[ʃaskuzɛ̃] (n. m. VIN.)
Le gros rouge qui tâche, la piquette du père Lardet, le pinard à Jojo, le picrate qui nettoie, voici le chasse-cousin.
Autant dire que le cousin en question devait être un sacré client pour ne mériter que l’obole d’un coup de rouge plus propre au dernier des vinaigres qu’à trinquer à la vie à la mort. Parce que le chasse-cousin pique et refoule, parce qu’il est encore plus efficace qu’un bon vieux coup de fusil, il boutera le malvenu hors d’ici et fera passer son chemin au convive qui s’improvise trop souvent. D’où son appellation, vous l’aviez bien compris.

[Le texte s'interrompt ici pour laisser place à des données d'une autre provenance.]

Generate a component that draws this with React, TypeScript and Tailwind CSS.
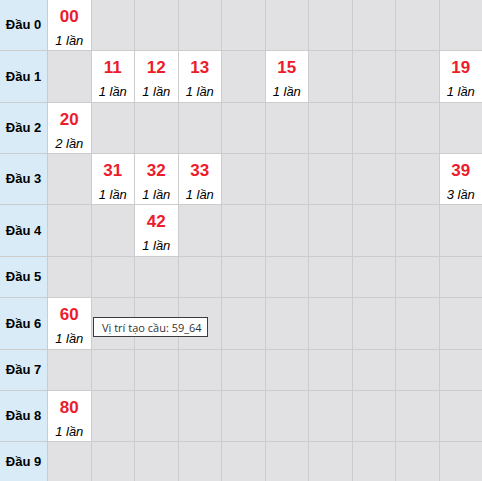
import React from "react";

type Hit = { so: string; lan: number };

// each row: the "đầu" digit, its height and the cells that have hits (by unit digit)
const rows: { dau: number; h: string; hits: Record<number, Hit> }[] = [
  { dau: 0, h: "h-[50px]", hits: { 0: { so: "00", lan: 1 } } },
  {
    dau: 1,
    h: "h-[51px]",
    hits: {
      1: { so: "11", lan: 1 },
      2: { so: "12", lan: 1 },
      3: { so: "13", lan: 1 },
      5: { so: "15", lan: 1 },
      9: { so: "19", lan: 1 },
    },
  },
  { dau: 2, h: "h-[50px]", hits: { 0: { so: "20", lan: 2 } } },
  {
    dau: 3,
    h: "h-[50px]",
    hits: {
      1: { so: "31", lan: 1 },
      2: { so: "32", lan: 1 },
      3: { so: "33", lan: 1 },
      9: { so: "39", lan: 3 },
    },
  },
  { dau: 4, h: "h-[51px]", hits: { 2: { so: "42", lan: 1 } } },
  { dau: 5, h: "h-[40px]", hits: {} },
  { dau: 6, h: "h-[51px]", hits: { 0: { so: "60", lan: 1 } } },
  { dau: 7, h: "h-[40px]", hits: {} },
  { dau: 8, h: "h-[50px]", hits: { 0: { so: "80", lan: 1 } } },
  { dau: 9, h: "h-[40px]", hits: {} },
];

const cols = [0, 1, 2, 3, 4, 5, 6, 7, 8, 9];

const App = () => {
  return (
    <div className="relative w-[482px] h-[481px] overflow-hidden bg-[#cccccc] font-['Liberation_Sans',Arial,sans-serif]">
      <div className="flex flex-col gap-px">
        {rows.map((row) => (
          <div
            key={row.dau}
            className={`grid grid-cols-[47px_repeat(10,1fr)] gap-px ${row.h}`}
          >
            <div className="flex items-center justify-center bg-[#d8ebf6] text-[13px] font-bold text-black">
              Đầu {row.dau}
            </div>
            {cols.map((c) => {
              const hit = row.hits[c];
              if (!hit) return <div key={c} className="bg-[#e1e1e3]" />;
              return (
                <div
                  key={c}
                  className="flex flex-col items-center overflow-hidden bg-white pt-[7px]"
                >
                  <span className="h-[20px] text-[17px] leading-[20px] font-bold text-[#ec1c2c]">
                    {hit.so}
                  </span>
                  <span className="mt-[5px] h-[18px] text-[13px] leading-[18px] italic text-black">
                    {hit.lan} lần
                  </span>
                </div>
              );
            })}
          </div>
        ))}
      </div>

      {/* tooltip hovering over 60 */}
      <div className="absolute left-[93px] top-[317px] flex h-[20px] items-center border border-[#3c3c3c] bg-white pl-[8px] pr-[5px] text-[11px] leading-none text-[#333] font-['Open_Sans',sans-serif]">
        Vị trí tạo cầu: 59_64
      </div>
    </div>
  );
};

export default App;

L’identification du chasse-cousin ne demande guère de connaissances œunologiques : sa prise en bouche renseigne immédiatement le plus réticent à l’art dégustatif. Acide comme un fruit encore vert, il hérisse les muqueuses dans l’instant. Son caractère âpre et astringent est sa qualité première : il fera fuir l’importun. Si toutefois il vous était servi, apprenez donc que vous faites partie de la catégorie.
On notera plusieurs déclinaisons modernes du chasse-cousin : le Mon-Chéri, vulgaire enrobage de chocolat noir fourré d’une cerise confite et de liqueur du même fruit, le cake thon-olives-roquefort-camembert, ou encore le mousseux méthode champenoise.
Une question bien légitime se pose : doit-on posséder chez soi un chasse-cousin (que j’aurais pour ma part appelé chasse-belle-mère si j’en crois la légende sur le caractère du personnage) ? La chose est-elle légale, la chose est-elle morale ? Les plus vicieux auront déjà réglé la question depuis longtemps en transvasant une piquette dans une bouteille de prestige, les plus économes recycleront le cadeau professionnel d’un fournisseur depuis éconduit, et les moins prévoyants fabriqueront à la hâte quelque immonde spécialité culinaire régionale dont ils auront trouvé la formule sur un site Internet collaboratif empli de blogueuses fières de partager leurs élucubrations créatives de mauvais goût¹.
Oui, la convivialité et l’hospitalité ont aussi une face obscure.